I wasn't a firm believer in the idea of "Ohm" before I arrived in Rishikesh, but I have to say, standing inside this small chamber and feeling the intense resonance that occurred from my own voice in perfect tune with its surroundings was enough for my body to ring with the sensation of such an incredible sounding word. My entire body shook at the resonance of the room, and my voice.
There's a whole lot of ganja in Rishikesh, but I felt similar serene beauty and comfort of Rishikesh with its abandoned jungle ashrams and chakra-stimulating resonance chambers. Oh yeah... and Bungee Jumping facilities.
About 15 km from Rishikesh into the mountains, a multi-millionaire from Mumbai who spent years doing extreme sports in New Zealand built a state-of-the-art bungee crane. Out from the side of a mountain, the bungee platform stands a full 83m (250ft) above the ground. If someone is going to show me a system built by professional civil engineers less than a year ago, run by jump masters from New Zealand, and less than 30 bucks a jump... there's absolutely no way you're going to hold me back from plunging off.
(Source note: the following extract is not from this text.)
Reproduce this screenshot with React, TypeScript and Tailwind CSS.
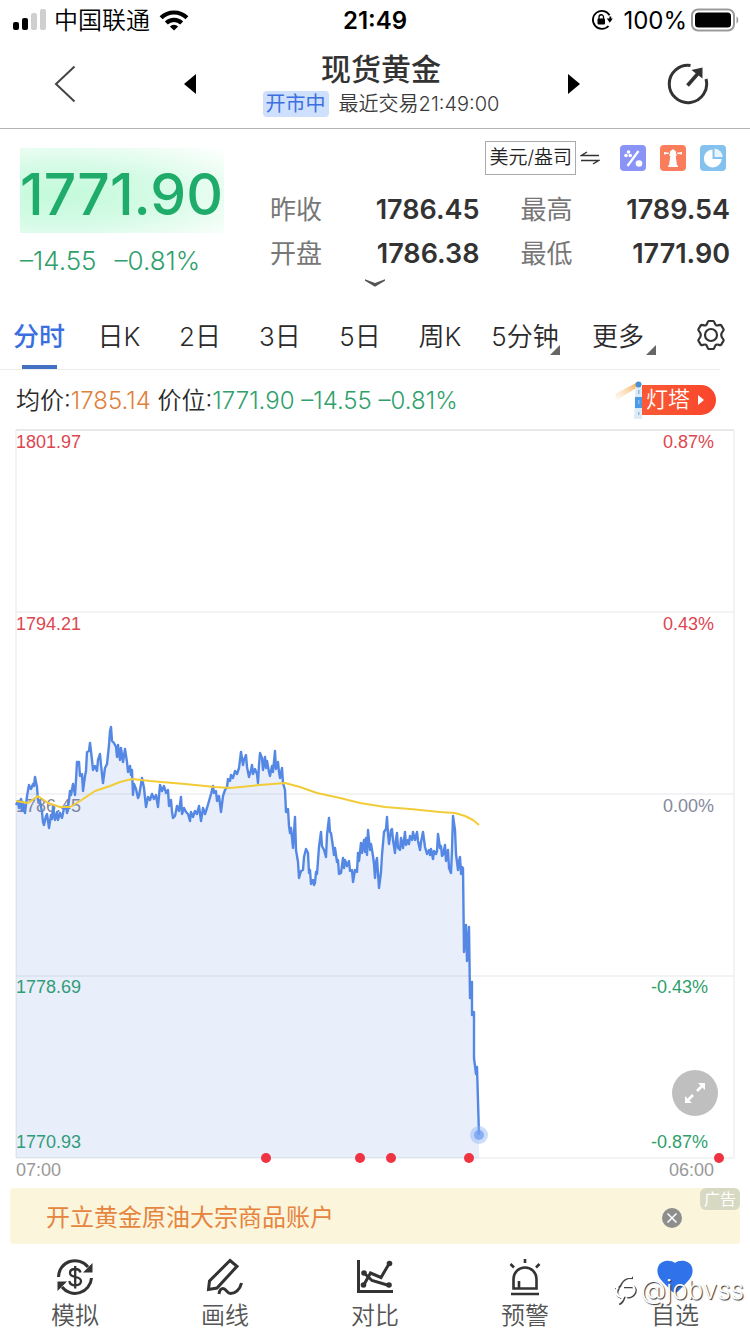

I pulled one off the ledge without a moments hesitation, and knew immediately afterward that I wanted to jump again (for only $25). On my second jump (my 10th jump over all), I decided to go big and pulled a double front flip off the edge into a perfect dive. That move was, I proudly will say, bodacious and beautiful to watch on their mounted video camera at the top. Unfortunately, I have no footage to show you, so you'll have to just believe that it was an amazing moment, and a beautiful motorcycle ride back from the crane.
I'll never forget the variety of stimulation that Rishikesh offered the mind, body, and soul. With a breath of fresh air for every step, it was a nice retreat from the chaos of Delhi.